Рассказ о смутных 70-х годах был бы неполным, не упомяни я о событиях международного значения. Разрядка напряженности принесла нам не только проект «Союз-Аполлон» и одноименные сигареты, но и гастроли нескольких американских кантри- и джаз-ансамблей. Очаровательный Би Би Кинг радушно приглашал советскую аудиторию на берега Миссисипи, и «Бони М», новые фавориты нашей публики, дали два концерта под фонограмму для привилегированных (билеты на «черном рынке» стоили по 150 рублей, и один из заместителей министра культуры был уволен за спекуляцию ими).

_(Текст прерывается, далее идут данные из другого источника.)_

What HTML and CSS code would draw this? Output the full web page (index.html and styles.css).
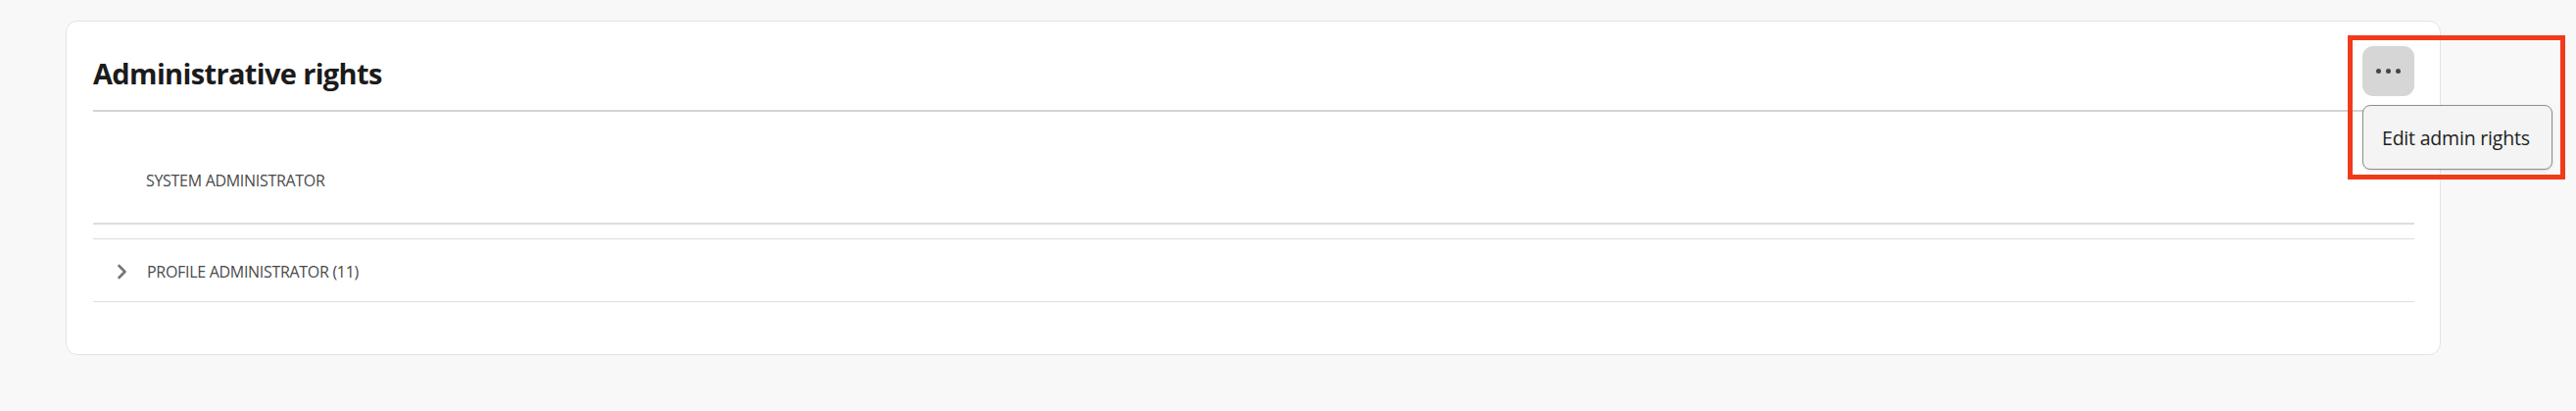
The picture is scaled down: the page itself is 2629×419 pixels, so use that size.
FILE: index.html
```html
<!DOCTYPE html>
<html lang="en">
<head>
<meta charset="utf-8">
<title>Administrative rights</title>
<link rel="stylesheet" href="styles.css">
</head>
<body>
<div class="page">
  <section class="card">
    <header class="card-header">
      <h2 class="title">Administrative rights</h2>
      <div class="actions">
        <button class="more-btn" aria-label="More actions">
          <span class="dot"></span><span class="dot"></span><span class="dot"></span>
        </button>
        <div class="menu">
          <div class="menu-item">Edit admin rights</div>
        </div>
        <div class="highlight"></div>
      </div>
    </header>
    <div class="rows">
      <div class="row row-static">
        <span class="row-label">SYSTEM ADMINISTRATOR</span>
      </div>
      <div class="row row-expand">
        <svg class="chevron" width="12" height="16" viewBox="0 0 12 16"><path d="M2.5 2 L8.5 8 L2.5 14" fill="none" stroke="#767676" stroke-width="2.6" stroke-linecap="round" stroke-linejoin="round"/></svg>
        <span class="row-label">PROFILE ADMINISTRATOR (11)</span>
      </div>
    </div>
  </section>
</div>
</body>
</html>
```
FILE: styles.css
```css
html, body {
  margin: 0;
  padding: 0;
  background: #f8f8f8;
}
body {
  font-family: "Open Sans", "Liberation Sans", sans-serif;
  color: #2c2c2c;
}
.page {
  padding: 21px 0 0 67px;
}
.card {
  box-sizing: border-box;
  width: 2424px;
  height: 341px;
  background: #ffffff;
  border: 1.5px solid #e4e4e4;
  border-radius: 12px;
  padding: 25px 26px 0 27px;
}
.card-header {
  display: flex;
  align-items: center;
  justify-content: space-between;
  height: 51px;
  padding-bottom: 14px;
  border-bottom: 2.5px solid #d4d4d4;
}
.title {
  margin: 0;
  font-family: "Open Sans", sans-serif;
  font-weight: 700;
  font-size: 29px;
  letter-spacing: -0.65px;
  color: #1b1b1b;
  line-height: 1;
  padding-top: 4px;
}
.actions {
  position: relative;
  width: 53px;
  height: 51px;
}
.more-btn {
  width: 53px;
  height: 51px;
  border: none;
  border-radius: 11px;
  background: #d6d6d6;
  display: flex;
  align-items: center;
  justify-content: center;
  gap: 5px;
  padding: 0;
}
.dot {
  width: 5px;
  height: 5px;
  border-radius: 50%;
  background: #464646;
}
.menu {
  position: absolute;
  top: 60px;
  left: 0;
  width: 194px;
  height: 66px;
  box-sizing: border-box;
  background: #f4f4f4;
  border: 1.5px solid #8e8e8e;
  border-radius: 8px;
  box-shadow: 0 1px 3px rgba(0,0,0,0.12);
  display: flex;
  align-items: center;
  z-index: 2;
}
.menu-item {
  padding-left: 19px;
  font-size: 19.5px;
  color: #222;
  letter-spacing: -0.2px;
}
.highlight {
  position: absolute;
  left: -15px;
  top: -11px;
  width: 222px;
  height: 147px;
  box-sizing: border-box;
  border: 5px solid #f23a1b;
  z-index: 3;
  pointer-events: none;
}
.rows {
  display: flex;
  flex-direction: column;
}
.row {
  display: flex;
  align-items: center;
}
.row-static {
  height: 115px;
  padding-left: 54px;
  padding-top: 26px;
  border-bottom: 2px solid #dddddd;
  box-sizing: border-box;
}
.row-expand {
  margin-top: 14px;
  height: 65px;
  box-sizing: border-box;
  border-top: 1.5px solid #dedede;
  border-bottom: 1.5px solid #dedede;
  padding-left: 24px;
  padding-top: 3px;
  gap: 19px;
}
.chevron {
  display: block;
}
.row-label {
  font-size: 16px;
  color: #4a4a4a;
  letter-spacing: -0.3px;
}
```
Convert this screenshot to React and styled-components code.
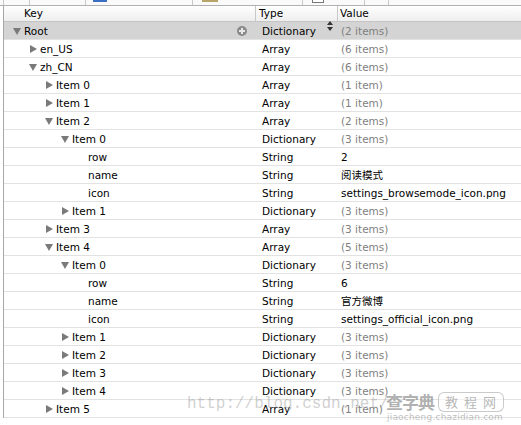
import styled, { createGlobalStyle } from "styled-components"

const GlobalStyle = createGlobalStyle`
  html, body {
    margin: 0;
    padding: 0;
    background: #fff;
  }
  body {
    font-family: "DejaVu Sans", "Noto Sans CJK SC", sans-serif;
    font-size: 10.5px;
    color: #000;
  }
`

const rows = [
  { level: 0, key: "Root", type: "Dictionary", value: "(2 items)", arrow: "open", selected: true },
  { level: 1, key: "en_US", type: "Array", value: "(6 items)", arrow: "closed" },
  { level: 1, key: "zh_CN", type: "Array", value: "(6 items)", arrow: "open" },
  { level: 2, key: "Item 0", type: "Array", value: "(1 item)", arrow: "closed" },
  { level: 2, key: "Item 1", type: "Array", value: "(1 item)", arrow: "closed" },
  { level: 2, key: "Item 2", type: "Array", value: "(2 items)", arrow: "open" },
  { level: 3, key: "Item 0", type: "Dictionary", value: "(3 items)", arrow: "open" },
  { level: 4, key: "row", type: "String", value: "2" },
  { level: 4, key: "name", type: "String", value: "阅读模式" },
  { level: 4, key: "icon", type: "String", value: "settings_browsemode_icon.png" },
  { level: 3, key: "Item 1", type: "Dictionary", value: "(3 items)", arrow: "closed" },
  { level: 2, key: "Item 3", type: "Array", value: "(3 items)", arrow: "closed" },
  { level: 2, key: "Item 4", type: "Array", value: "(5 items)", arrow: "open" },
  { level: 3, key: "Item 0", type: "Dictionary", value: "(3 items)", arrow: "open" },
  { level: 4, key: "row", type: "String", value: "6" },
  { level: 4, key: "name", type: "String", value: "官方微博" },
  { level: 4, key: "icon", type: "String", value: "settings_official_icon.png" },
  { level: 3, key: "Item 1", type: "Dictionary", value: "(3 items)", arrow: "closed" },
  { level: 3, key: "Item 2", type: "Dictionary", value: "(3 items)", arrow: "closed" },
  { level: 3, key: "Item 3", type: "Dictionary", value: "(3 items)", arrow: "closed" },
  { level: 3, key: "Item 4", type: "Dictionary", value: "(3 items)", arrow: "closed" },
  { level: 2, key: "Item 5", type: "Array", value: "(1 item)", arrow: "closed" },
]

const Page = styled.div`
  position: relative;
  width: 521px;
  height: 425px;
  overflow: hidden;
  background: #fff;
`

const Toolbar = styled.div`
  height: 5px;
  border-bottom: 1px solid #b0b0b0;
  display: flex;
  align-items: flex-start;
  background: #fafafa;
`

const ToolSep = styled.div`
  width: 1px;
  height: 5px;
  background: #c8c8c8;
  margin-left: ${(p) => p.left}px;
`

const ToolChip = styled.div`
  width: ${(p) => p.w}px;
  height: 2px;
  margin-left: ${(p) => p.left}px;
  background: ${(p) => p.color};
  border: ${(p) => (p.outline ? "1px solid #777" : "none")};
  border-top: none;
`

const Outline = styled.div`
  margin-left: 3px;
  border-left: 1px solid #a8a8a8;
`

const Grid = styled.div`
  display: grid;
  grid-template-columns: 251px 82px 1fr;
  align-items: center;
`

const Header = styled(Grid)`
  height: 15px;
  background: linear-gradient(#ffffff, #eeeeee);
  border-bottom: 1px solid #c4c4c4;
`

const HeaderCell = styled.div`
  height: 15px;
  line-height: 15px;
  padding-left: ${(p) => p.pad}px;
  border-left: ${(p) => (p.divider ? "1px solid #c8c8c8" : "none")};
`

const Row = styled(Grid)`
  height: 17px;
  border-bottom: 1px solid #e2e2e2;
  background: ${(p) => (p.selected ? "#d4d4d4" : "#fff")};
`

const KeyCell = styled.div`
  position: relative;
  display: flex;
  align-items: center;
  height: 17px;
  padding-left: ${(p) => 9 + p.level * 16}px;
`

const ArrowSlot = styled.div`
  width: 11px;
  height: 17px;
  display: flex;
  align-items: center;
  flex-shrink: 0;
`

const Arrow = styled.div`
  width: 0;
  height: 0;
  ${(p) =>
    p.open
      ? `
    border-left: 4px solid transparent;
    border-right: 4px solid transparent;
    border-top: 7px solid #7a7a7a;
    margin-top: 1px;
  `
      : `
    border-top: 4px solid transparent;
    border-bottom: 4px solid transparent;
    border-left: 7px solid #7a7a7a;
    margin-left: 1px;
  `}
`

const KeyText = styled.span`
  white-space: nowrap;
`

const AddButton = styled.div`
  position: absolute;
  right: 8px;
  top: 4px;
  width: 10px;
  height: 10px;
  border-radius: 50%;
  background: #8a8a8a;
  display: flex;
  align-items: center;
  justify-content: center;
  &::before,
  &::after {
    content: "";
    position: absolute;
    background: #e8e8e8;
  }
  &::before {
    width: 6px;
    height: 2px;
  }
  &::after {
    width: 2px;
    height: 6px;
  }
`

const TypeCell = styled.div`
  position: relative;
  padding-left: 7px;
  white-space: nowrap;
`

const Stepper = styled.svg`
  position: absolute;
  right: 4px;
  top: -4px;
`

const ValueCell = styled.div`
  padding-left: 4px;
  white-space: nowrap;
  color: ${(p) => (p.muted ? "#7f7f7f" : "#000")};
`

const Url = styled.span`
  position: absolute;
  left: 187px;
  top: 395px;
  font-family: "Liberation Mono", monospace;
  font-size: 16px;
  line-height: 18px;
  color: rgba(150, 150, 150, 0.45);
  pointer-events: none;
`

const Logo = styled.div`
  position: absolute;
  left: 386px;
  top: 392px;
  display: flex;
  flex-direction: column;
  align-items: center;
  pointer-events: none;
`

const LogoTop = styled.div`
  display: flex;
  align-items: center;
  gap: 4px;
`

const LogoMark = styled.span`
  font-family: "Noto Sans CJK SC", sans-serif;
  font-weight: 700;
  font-size: 17px;
  line-height: 20px;
  color: rgba(110, 110, 110, 0.55);
  letter-spacing: -1px;
`

const LogoBox = styled.span`
  font-family: "Noto Sans CJK SC", sans-serif;
  font-size: 13px;
  line-height: 18px;
  color: rgba(120, 120, 120, 0.55);
  border: 1px solid rgba(150, 150, 150, 0.5);
  border-radius: 6px;
  padding: 0 1px 0 6px;
  letter-spacing: 6px;
  background: rgba(255, 255, 255, 0.5);
`

const LogoUrl = styled.span`
  font-family: "DejaVu Sans", sans-serif;
  font-size: 9px;
  line-height: 10px;
  letter-spacing: 0.2px;
  color: rgba(150, 150, 150, 0.6);
`

function TreeRow({ r }) {
  const muted = r.value.startsWith("(")
  return (
    <Row selected={r.selected}>
      <KeyCell level={r.level}>
        <ArrowSlot>{r.arrow && <Arrow open={r.arrow === "open"} />}</ArrowSlot>
        <KeyText>{r.key}</KeyText>
        {r.selected && <AddButton />}
      </KeyCell>
      <TypeCell>
        {r.type}
        {r.selected && (
          <Stepper width="6" height="10" viewBox="0 0 6 10">
            <path d="M3 0 L6 4 L0 4 Z" fill="#333" />
            <path d="M0 6 L6 6 L3 10 Z" fill="#333" />
          </Stepper>
        )}
      </TypeCell>
      <ValueCell muted={muted}>{r.value}</ValueCell>
    </Row>
  )
}

const App = () => {
  return (
    <Page>
      <GlobalStyle />
      <Toolbar>
        <ToolSep left={3} />
        <ToolSep left={25} />
        <ToolSep left={55} />
        <ToolChip left={7} w={14} color="#3a6fc4" />
        <ToolSep left={85} />
        <ToolChip left={9} w={16} color="#b8a56a" />
        <ToolSep left={84} />
        <ToolChip left={9} w={10} color="#fff" outline />
        <ToolSep left={40} />
        <ToolSep left={23} />
      </Toolbar>
      <Outline>
        <Header>
          <HeaderCell pad={20}>Key</HeaderCell>
          <HeaderCell pad={3} divider>Type</HeaderCell>
          <HeaderCell pad={2} divider>Value</HeaderCell>
        </Header>
        {rows.map((r, i) => (
          <TreeRow key={i} r={r} />
        ))}
      </Outline>
      <Url>http://blog.csdn.net/</Url>
      <Logo>
        <LogoTop>
          <LogoMark>查字典</LogoMark>
          <LogoBox>教程网</LogoBox>
        </LogoTop>
        <LogoUrl>jiaocheng.chazidian.com</LogoUrl>
      </Logo>
    </Page>
  )
}

export default App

Величайшим музыкальным скандалом десятилетия была отмена открытого советско-американского фестиваля в Ленинграде 4 июля 1978 года. Ожидалось прибытие «Сантаны», «Бич бойз» и Джоан Баэз, о чем было заявлено не только по «Голосу Америки», но и в ленинградских газетах. Фаны со всей страны собрались на Дворцовой площади, но не обнаружили там никого, кроме милиционеров. Оказалось, что вся затея лопнула за несколько дней до праздника и никто не позаботился о том, чтобы предупредить людей. Тысячи недоумевающих поклонников слонялись по Невскому проспекту, скандируя «Сан-та-на!» и натыкаясь на охранные кордоны. К ночи все разошлись. Несколько человек были ранены в процессе рассеивания толпы. Пострадал в административном порядке и главный редактор «Ленинградской правды».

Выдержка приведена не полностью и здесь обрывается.